Reputation: 61
I've read quite a bit on the topic already, including what seems to be the definitive guide on this topic here: http://docs.python.org/howto/unicode.html
Perhaps for a more experienced developer, that guide may be enough. However, in my case, I'm more confused than when I started and still haven't resolved my issue.
I am trying to read filenames using os.walk() and to obtain certain information about the files (such as filesize) before writing that information to a text file. This works as long as I don't run into any files with filenames encoded in utf. When it hits a file with a utf encoded name I get an error like this one:
WindowsError: [Error 123] The filename, directory name, or volume label syntax is incorrect: 'Documents\\??.txt'
In that case, the file was named 唽咿.txt.
Here is how I have been trying to do it so far:
for (root, dirs, files) in os.walk(dirpath):
for filename in files:
filepath = os.path.join(root, filename)
filesize = os.stat(filepath).st_size
file = open(filepath, 'rb')
stuff = get_stuff(filesize, file)
file.close()
In case it matters, dirpath came from an earlier portion of code that amounts to 'dirpath = raw_input()'.

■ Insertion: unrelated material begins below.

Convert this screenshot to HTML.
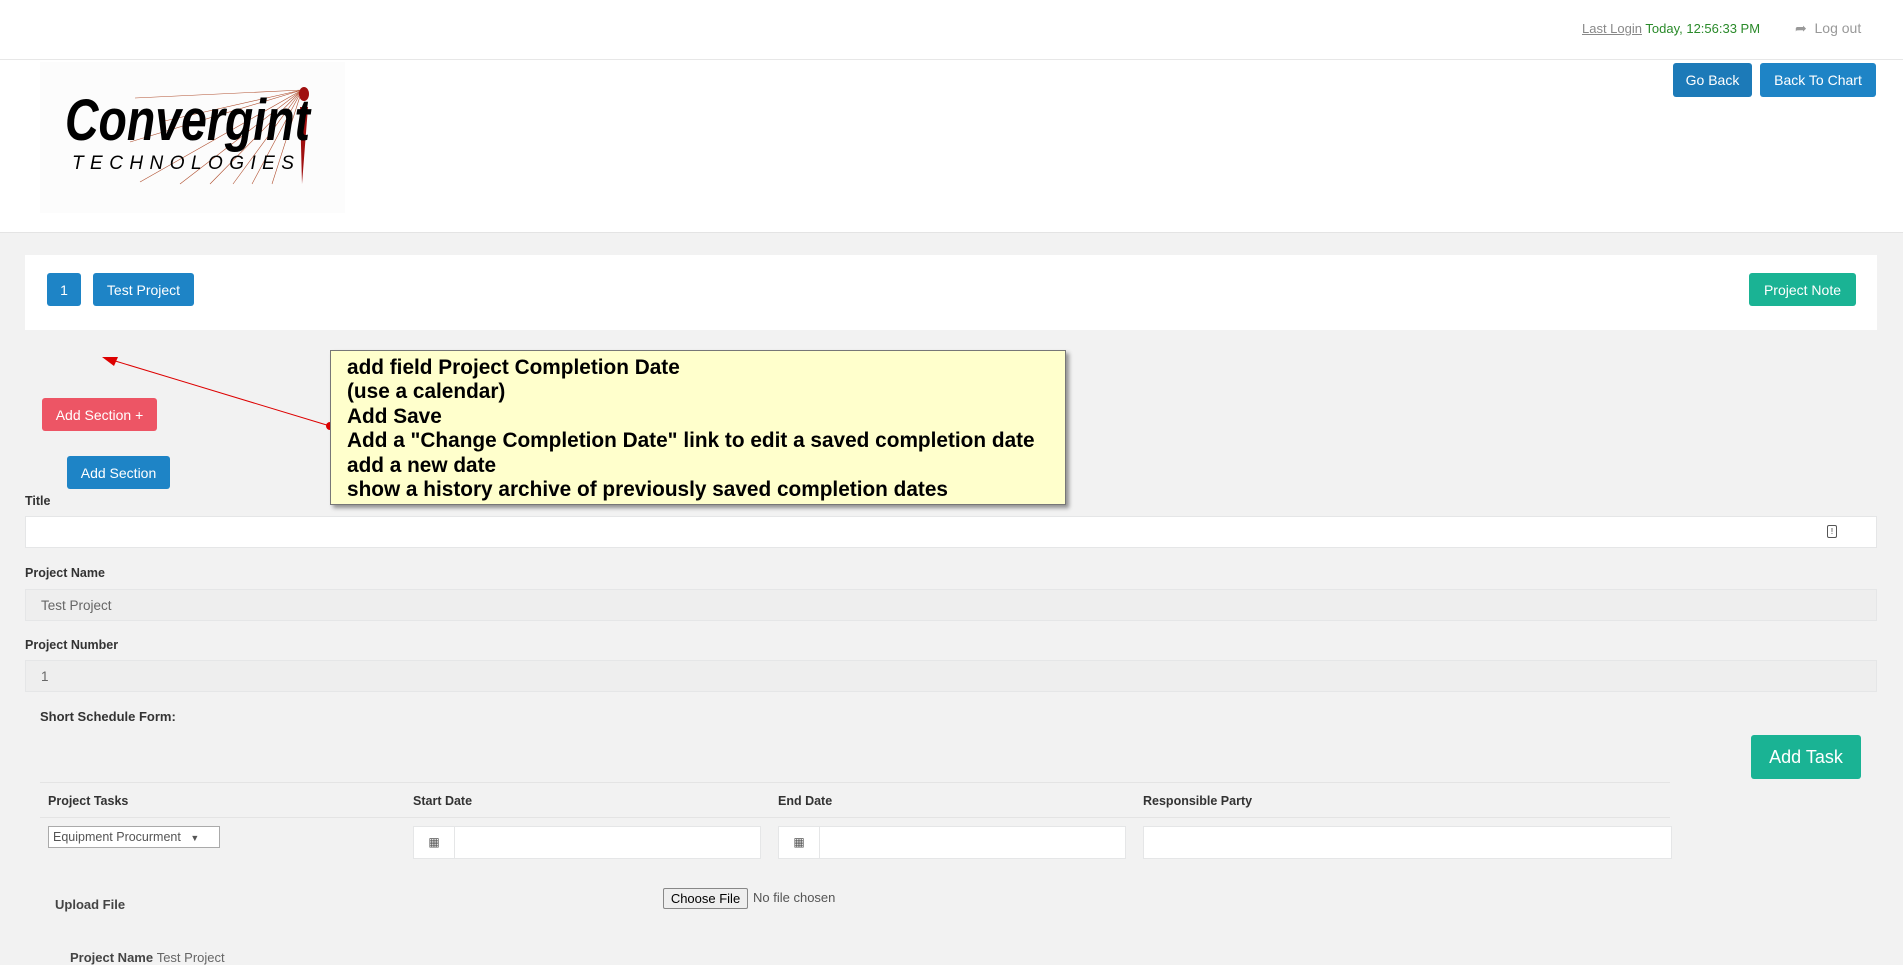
<!DOCTYPE html>
<html><head><meta charset="utf-8"><style>
*{box-sizing:border-box;margin:0;padding:0}
body{width:1903px;height:955px;overflow:hidden;background:#f2f2f2;font-family:"Liberation Sans",sans-serif;font-size:13px;color:#333;position:relative}
.abs{position:absolute}
.btn{position:absolute;color:#fff;border-radius:3px;font-size:14px;display:flex;align-items:center;justify-content:center}
.blue{background:#1e84c6}
.lbl{position:absolute;font-weight:bold;font-size:12.5px;color:#333}
.inp{position:absolute;background:#fff;border:1px solid #e5e6e7}
.ro{background:#eee;border:1px solid #e5e6e7}
</style></head><body>
<div class="abs" style="left:0;top:0;width:1903px;height:233px;background:#fff;border-bottom:1px solid #e4e4e4"></div>
<div class="abs" style="left:0;top:59px;width:1903px;height:1px;background:#e7e7e7"></div>
<div class="abs" style="left:1582px;top:21px;font-size:13px;color:#888"><span style="text-decoration:underline">Last Login</span> <span style="color:#2a8a2a">Today, 12:56:33 PM</span></div>
<div class="abs" style="left:1795px;top:20px;font-size:14px;color:#999">&#x27A6;&nbsp;&nbsp;Log out</div>
<div class="btn" style="left:1673px;top:63px;width:79px;height:34px;background:#1c7ab8">Go Back</div>
<div class="btn blue" style="left:1760px;top:63px;width:116px;height:34px">Back To Chart</div>
<div class="abs" style="left:40px;top:62px;width:305px;height:151px;background:#fcfcfc"></div>
<svg class="abs" style="left:40px;top:62px" width="305" height="151">
<g stroke="#b05030" stroke-width="0.6">
<line x1="262" y1="28" x2="95" y2="36"/><line x1="262" y1="28" x2="90" y2="80"/><line x1="262" y1="28" x2="100" y2="120"/>
<line x1="262" y1="28" x2="140" y2="122"/><line x1="262" y1="28" x2="170" y2="122"/><line x1="262" y1="28" x2="193" y2="122"/>
<line x1="262" y1="28" x2="212" y2="122"/><line x1="262" y1="28" x2="232" y2="122"/><line x1="262" y1="28" x2="120" y2="60"/></g>
<ellipse cx="264" cy="32" rx="5" ry="7" fill="#a01010"/>
<polygon points="260,45 268,45 262,122" fill="#a01010"/>
<text x="25" y="78" font-family="Liberation Sans" font-weight="bold" font-style="italic" font-size="58" textLength="245" lengthAdjust="spacingAndGlyphs">Convergint</text>
<text x="32" y="107" font-family="Liberation Sans" font-style="italic" font-size="19" textLength="222" lengthAdjust="spacing">TECHNOLOGIES</text>
</svg>
<div class="abs" style="left:25px;top:255px;width:1852px;height:75px;background:#fff"></div>
<div class="btn blue" style="left:47px;top:273px;width:34px;height:33px">1</div>
<div class="btn blue" style="left:93px;top:273px;width:101px;height:33px">Test Project</div>
<div class="btn" style="left:1749px;top:273px;width:107px;height:33px;background:#1ab394">Project Note</div>
<div class="btn" style="left:42px;top:398px;width:115px;height:33px;background:#ed5565">Add Section +</div>
<div class="btn blue" style="left:67px;top:456px;width:103px;height:33px">Add Section</div>
<div class="lbl" style="left:25px;top:494px">Title</div>
<div class="inp" style="left:25px;top:516px;width:1852px;height:32px"></div>
<div class="abs" style="left:1827px;top:525px;width:10px;height:13px;border:1px solid #555;border-radius:2px;font-size:8px;text-align:center;line-height:11px">!</div>
<div class="lbl" style="left:25px;top:566px">Project Name</div>
<div class="inp ro" style="left:25px;top:589px;width:1852px;height:32px;padding:8px 15px;color:#666;font-size:13.5px">Test Project</div>
<div class="lbl" style="left:25px;top:638px">Project Number</div>
<div class="inp ro" style="left:25px;top:660px;width:1852px;height:32px;padding:8px 15px;color:#666;font-size:13.5px">1</div>
<div class="lbl" style="left:40px;top:709px;font-size:13px">Short Schedule Form:</div>
<div class="btn" style="left:1751px;top:735px;width:110px;height:44px;background:#1ab394;font-size:18px">Add Task</div>
<div class="abs" style="left:40px;top:782px;width:1630px;height:1px;background:#e4e4e4"></div>
<div class="lbl" style="left:48px;top:794px">Project Tasks</div>
<div class="lbl" style="left:413px;top:794px">Start Date</div>
<div class="lbl" style="left:778px;top:794px">End Date</div>
<div class="lbl" style="left:1143px;top:794px">Responsible Party</div>
<div class="abs" style="left:40px;top:817px;width:1630px;height:1px;background:#e4e4e4"></div>
<div class="abs" style="left:48px;top:826px;width:172px;height:22px;background:#fff;border:1px solid #aaa;font-size:12.5px;color:#555;padding:3px 4px">Equipment Procurment <span style="font-size:9px;margin-left:6px">▼</span></div>
<div class="inp" style="left:413px;top:826px;width:348px;height:33px"><div style="width:41px;height:31px;border-right:1px solid #e5e6e7;text-align:center;line-height:31px;font-size:12px;color:#555">▦</div></div>
<div class="inp" style="left:778px;top:826px;width:348px;height:33px"><div style="width:41px;height:31px;border-right:1px solid #e5e6e7;text-align:center;line-height:31px;font-size:12px;color:#555">▦</div></div>
<div class="inp" style="left:1143px;top:826px;width:529px;height:33px"></div>
<div class="abs" style="left:55px;top:897px;font-size:13px;font-weight:bold;color:#444">Upload File</div>
<div class="abs" style="left:663px;top:888px;width:85px;height:21px;background:#eee;border:1px solid #888;border-radius:2px;font-size:13px;text-align:center;line-height:19px;color:#000">Choose File</div>
<div class="abs" style="left:753px;top:890px;font-size:13px;color:#555">No file chosen</div>
<div class="abs" style="left:70px;top:950px;font-size:13px;font-weight:bold;color:#444">Project Name <span style="font-weight:normal;color:#666">Test Project</span></div>
<svg class="abs" style="left:0;top:0" width="1903" height="955">
<line x1="330" y1="426" x2="112" y2="360" stroke="#d00" stroke-width="1"/>
<polygon points="102,357 118,357 114,366" fill="#d00"/>
<circle cx="330" cy="426" r="4" fill="#d00"/>
</svg>
<div class="abs" style="left:330px;top:350px;width:736px;height:155px;background:#ffffcc;border:1px solid #777;box-shadow:3px 3px 4px rgba(0,0,0,.4);padding:5px 16px;font-weight:bold;font-size:20.8px;line-height:24.4px;color:#000;white-space:nowrap">add field Project Completion Date<br>(use a calendar)<br>Add Save<br>Add a "Change Completion Date" link to edit a saved completion date<br>add a new date<br>show a history archive of previously saved completion dates</div>
</body></html>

I've tried various things such as changing the filepath line to:
filepath = unicode(os.path.join(unicode(root), unicode(filename)))
But nothing I have tried has worked.
Here are my two questions:
How can I get it to pass the correct filename to the os.stat() method so that I can get a correct response from it?
My script needs to write some filenames into a text file that it may later want to read from. At that point it needs to be able to find the file based on what it just read from the text file. How do I write such filenames to a text file properly and then read from it properly later?
Upvotes: 4
Views: 1310
Reputation: 61
For those interested in the full solution:
dirpath = raw_input()
was changed to:
dirpath = raw_input().decode(sys.stdin.encoding)
That allowed for the argument being passed to os.walk() to be in unicode, causing the filenames it returned to also be in unicode.
To write these to or from a file (my second question) I used the codecs.open() functionality
Upvotes: 2
Reputation: 799580
Pass a unicode
path to os.walk()
.
Changed in version 2.3: On Windows NT/2k/XP and Unix, if path is a Unicode object, the result will be a list of Unicode objects.
Upvotes: 2